Last night, Chris looked up from where he was mixing canned chicken and olives in a concoctioin he called "dinner" and said, "So you've never really rebelled against your parents, huh? How funny. We're so different like that. I never did anything my mom wanted me to do."

Chris, though, has his own motives for encouraging a rebellion. He thinks I should just move with him to the mainland where we can both find better jobs.

I on the other hand have avoided doing anything that would piss off my parents. That's not true. I've avoided doing things that would REALLY piss off my parents and neglected to tell them about the little fuck-ups along the way if I could get away with it. Not that there have been many really, all things considered.

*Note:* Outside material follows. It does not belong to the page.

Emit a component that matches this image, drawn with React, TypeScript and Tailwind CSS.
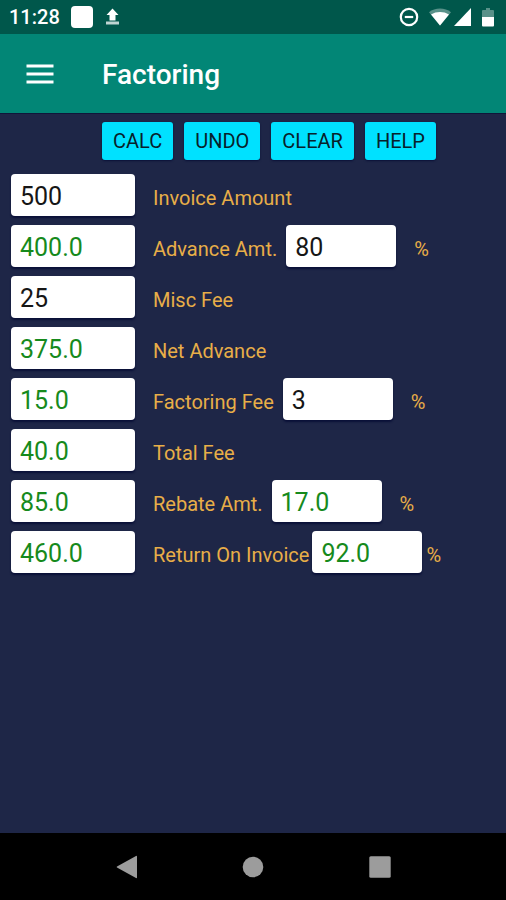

Anyway, people who I have shared this internal struggle with all say the same thing: It's YOUR life, you might as well do what YOU want.

Which is difficult for me to swallow because I really think that so much of who I am has to do with family and history.

Then again, I had to cover a hearing on drug abuse yesterday and one of the treatment providers said the biggest problem he faces is convincing kids who grew up in families where drug use was the norm that they don't have to be like their relatives.


Sunday, August 01, 2004

Jake's Big Adventure


This is Jake.


Jake doesn't like getting into the truck. Chris and Karen dragged him in anyway.


They went to Lapakahi State Park in North Kohala.


But Lapakahi State Park is a historical park and dogs aren't allowed on the beach. Poor Jake. He had to stay in the truck.


Then Chris, Karen and Jake went to Hawi Town in North Kohala. Poor Jake had to stay in the truck again, because Karen wanted to shop.

This time, though, Jake jumped out of the truck and ran up the road after Chris. Chris had to catch him and put him back in the truck. Again.


Finally, Chris, Karen and Jake went home. It was about time. Jake was tired.